■ What is needed: Using the listing below, copy every line that mentions "styles".

----------

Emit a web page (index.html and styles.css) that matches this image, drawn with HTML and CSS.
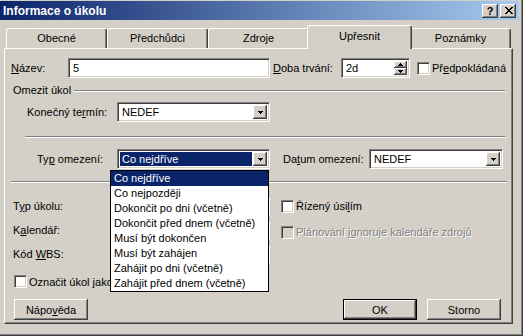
FILE: index.html
```html
<!DOCTYPE html>
<html lang="cs">
<head>
  <meta charset="UTF-8" />
  <title>Informace o úkolu</title>
  <link rel="stylesheet" href="styles.css">
</head>
<body>

<div class="window">
  <div class="titlebar">
    <span class="title">Informace o úkolu</span>
    <div class="caption-btns">
      <span class="cbtn help">?</span>
      <span class="cbtn close">
        <svg width="8" height="7" viewBox="0 0 8 7"><path d="M0 0h2v1H0zM6 0h2v1H6zM1 1h2v1H1zM5 1h2v1H5zM2 2h4v1H2zM3 3h2v1H3zM2 4h4v1H2zM1 5h2v1H1zM5 5h2v1H5zM0 6h2v1H0zM6 6h2v1H6z"/></svg>
      </span>
    </div>
  </div>

  <div class="tabs">
    <div class="tab">Obecné</div>
    <div class="tab">Předchůdci</div>
    <div class="tab">Zdroje</div>
    <div class="tab active">Upřesnit</div>
    <div class="tab">Poznámky</div>
  </div>

  <div class="panel">
    <div class="row row-name">
      <label class="lbl lbl-name"><u>N</u>ázev:</label>
      <div class="field name-field">5</div>
      <label class="lbl lbl-dur"><u>D</u>oba trvání:</label>
      <div class="field spin">
        <span class="field-text">2d</span>
        <span class="spin-btns">
          <span class="sbtn"><svg width="5" height="3"><path d="M2 0h1v1H2zM1 1h3v1H1zM0 2h5v1H0z"/></svg></span>
          <span class="sbtn"><svg width="5" height="3"><path d="M0 0h5v1H0zM1 1h3v1H1zM2 2h1v1H2z"/></svg></span>
        </span>
      </div>
      <span class="check check-est"></span>
      <label class="lbl">Př<u>e</u>dpokládaná</label>
    </div>

    <div class="group-title">
      <span>Omezit úkol</span>
      <span class="etch"></span>
    </div>

    <div class="row row-deadline">
      <label class="lbl lbl-deadline">Konečný te<u>r</u>mín:</label>
      <div class="field combo">
        <span class="field-text">NEDEF</span>
        <span class="cbo-btn"><svg width="5" height="3"><path d="M0 0h5v1H0zM1 1h3v1H1zM2 2h1v1H2z"/></svg></span>
      </div>
    </div>

    <div class="etch etch-mid"></div>

    <div class="row row-constraint">
      <label class="lbl lbl-ctype">Ty<u>p</u> omezení:</label>
      <div class="field combo open">
        <span class="field-text focus">Co nejdříve</span>
        <span class="cbo-btn"><svg width="5" height="3"><path d="M0 0h5v1H0zM1 1h3v1H1zM2 2h1v1H2z"/></svg></span>
        <ul class="dropdown">
          <li class="selected">Co nejdříve</li>
          <li>Co nejpozději</li>
          <li>Dokončit po dni (včetně)</li>
          <li>Dokončit před dnem (včetně)</li>
          <li>Musí být dokončen</li>
          <li>Musí být zahájen</li>
          <li>Zahájit po dni (včetně)</li>
          <li>Zahájit před dnem (včetně)</li>
        </ul>
      </div>
      <label class="lbl lbl-cdate">Da<u>t</u>um omezení:</label>
      <div class="field combo date-combo">
        <span class="field-text">NEDEF</span>
        <span class="cbo-btn"><svg width="5" height="3"><path d="M0 0h5v1H0zM1 1h3v1H1zM2 2h1v1H2z"/></svg></span>
      </div>
    </div>

    <div class="etch etch-full"></div>

    <!-- controls of the middle column sit under the open list -->
    <div class="task-grid">
      <label class="lbl">T<u>y</u>p úkolu:</label>
      <div class="field combo"></div>
      <div class="opt">
        <span class="check"></span>
        <span>Řízený úsi<u>l</u>ím</span>
      </div>

      <label class="lbl">K<u>a</u>lendář:</label>
      <div class="field combo"></div>
      <div class="opt disabled">
        <span class="check"></span>
        <span>Plánování <u>i</u>gnoruje kalendáře zdrojů</span>
      </div>

      <label class="lbl">Kód <u>W</u>BS:</label>
      <div class="field combo"></div>
      <div></div>
    </div>

    <div class="opt milestone">
      <span class="check"></span>
      <span class="clip">Označit úkol jako</span>
    </div>

    <div class="buttons">
      <button class="btn">Nápo<u>v</u>ěda</button>
      <span class="spacer"></span>
      <button class="btn default">OK</button>
      <button class="btn">Storno</button>
    </div>
  </div>
</div>

</body>
</html>
```

FILE: styles.css
```css
* {
  margin: 0;
  padding: 0;
  box-sizing: border-box;
}

body {
  font-family: "Liberation Sans", Arial, sans-serif;
  font-size: 11px;
  color: #000;
  background: #d4d0c8;
}

.window {
  width: 523px;
  height: 336px;
  padding: 1px 4px 3px 0;
  background: #d4d0c8;
  box-shadow: inset -1px -1px #404040, inset -2px -2px #808080;
}

/* title bar */
.titlebar {
  height: 19px;
  display: flex;
  align-items: center;
  justify-content: space-between;
  padding-left: 3px;
  background: linear-gradient(to right, #0a246a, #a6caf0);
  color: #fff;
  font-weight: bold;
  font-size: 12px;
}

.caption-btns {
  display: flex;
  gap: 2px;
  margin-right: 3px;
}

.cbtn {
  width: 16px;
  height: 14px;
  display: flex;
  align-items: center;
  justify-content: center;
  background: #d4d0c8;
  color: #000;
  font-size: 11px;
  font-weight: bold;
  box-shadow: inset -1px -1px #404040, inset 1px 1px #fff, inset -2px -2px #808080;
}

.cbtn svg {
  display: block;
  margin-left: 1px;
}

/* tabs */
.tabs {
  display: flex;
  align-items: flex-end;
  height: 23px;
  margin: 5px 0 0 4px;
  padding-left: 2px;
  position: relative;
  z-index: 2;
}

.tab {
  width: 101px;
  height: 20px;
  display: flex;
  align-items: center;
  justify-content: center;
  background: #d4d0c8;
  border-top: 1px solid #fff;
  border-left: 1px solid #fff;
  border-right: 1px solid #404040;
  border-radius: 3px 3px 0 0;
  box-shadow: inset -1px 0 #808080;
  padding-bottom: 1px;
}

.tab.active {
  width: 105px;
  height: 24px;
  margin: 0 -2px -1px;
  position: relative;
  z-index: 1;
  padding-bottom: 3px;
}

/* panel */
.panel {
  width: 509px;
  height: 276px;
  margin-left: 4px;
  border: 1px solid;
  border-color: #fff #404040 #404040 #fff;
  box-shadow: inset -1px -1px #808080;
  padding: 9px 5px 0 6px;
  position: relative;
}

.row {
  display: flex;
  align-items: center;
  height: 20px;
}

.lbl {
  white-space: nowrap;
}

.lbl-name { width: 57px; }
.lbl-dur { width: 68px; margin-left: 3px; }
.lbl-deadline { width: 90px; }
.lbl-ctype { width: 80px; }
.lbl-cdate { width: 86px; margin-left: 13px; }

.field {
  height: 20px;
  background: #fff;
  border: 1px solid;
  border-color: #808080 #fff #fff #808080;
  box-shadow: inset 1px 1px #404040, inset -1px -1px #d4d0c8;
  display: flex;
  align-items: stretch;
  padding: 2px;
  position: relative;
}

.name-field {
  width: 202px;
  padding-left: 4px;
  align-items: center;
}

.field-text {
  flex: 1;
  display: flex;
  align-items: center;
  padding-left: 2px;
  white-space: nowrap;
  overflow: hidden;
}

.field-text.focus {
  background: #0a246a;
  color: #fff;
  margin-right: 1px;
}

.spin { width: 69px; }

.spin-btns {
  width: 13px;
  display: flex;
  flex-direction: column;
}

.sbtn, .cbo-btn {
  flex: 1;
  display: flex;
  align-items: center;
  justify-content: center;
  background: #d4d0c8;
  box-shadow: inset -1px -1px #404040, inset 1px 1px #fff, inset -2px -2px #808080;
}

.sbtn svg, .cbo-btn svg {
  display: block;
}

.cbo-btn {
  flex: 0 0 14px;
}

.combo { width: 153px; }
.date-combo { width: 134px; }

.check {
  width: 13px;
  height: 13px;
  flex: none;
  background: #fff;
  border: 1px solid;
  border-color: #808080 #fff #fff #808080;
  box-shadow: inset 1px 1px #404040, inset -1px -1px #d4d0c8;
}

.check-est {
  margin: 0 2px 0 7px;
}

/* group and separators */
.group-title {
  display: flex;
  align-items: center;
  height: 14px;
  margin-top: 5px;
  padding-left: 2px;
}

.etch {
  height: 2px;
  border-top: 1px solid #808080;
  border-bottom: 1px solid #fff;
}

.group-title .etch {
  flex: 1;
  margin: 1px 2px 0 3px;
}

.row-deadline {
  margin-top: 5px;
  padding-left: 16px;
}

.etch-mid {
  margin: 14px 2px 0 14px;
}

.row-constraint {
  margin-top: 11px;
  padding-left: 26px;
}

.etch-full {
  margin-top: 12px;
}

/* dropdown list */
.dropdown {
  position: absolute;
  left: -8px;
  top: 20px;
  width: 159px;
  list-style: none;
  background: #fff;
  border: 1px solid #000;
  z-index: 5;
}

.dropdown li {
  height: 15px;
  line-height: 15px;
  padding-left: 3px;
  white-space: nowrap;
}

.dropdown li.selected {
  background: #0a246a;
  color: #fff;
}

/* lower part */
.task-grid {
  display: grid;
  grid-template-columns: 104px 153px 1fr;
  grid-auto-rows: 20px;
  row-gap: 4px;
  align-items: center;
  margin-top: 13px;
  padding-left: 2px;
}

.opt {
  display: flex;
  align-items: center;
  gap: 2px;
  margin-left: 11px;
  white-space: nowrap;
}

.opt.disabled {
  color: #808080;
  text-shadow: 1px 1px #fff;
  margin-top: 4px;
}

.opt.disabled .check {
  background: #d4d0c8;
}

.milestone {
  margin: 11px 0 0 3px;
  height: 13px;
}

.buttons {
  display: flex;
  height: 21px;
  margin: 11px 6px 0 3px;
}

.spacer {
  flex: 1;
}

.btn {
  width: 74px;
  height: 21px;
  font-family: inherit;
  font-size: 11px;
  color: #000;
  background: #d4d0c8;
  border: none;
  box-shadow: inset -1px -1px #404040, inset 1px 1px #fff, inset -2px -2px #808080;
}

.btn + .btn {
  margin-left: 10px;
}

.btn.default {
  border: 1px solid #000;
  box-shadow: inset -1px -1px #404040, inset 1px 1px #fff, inset -2px -2px #808080;
}
```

----------

■ Correct result:
Emit a web page (index.html and styles.css) that matches this image, drawn with HTML and CSS.
  <link rel="stylesheet" href="styles.css">
FILE: styles.css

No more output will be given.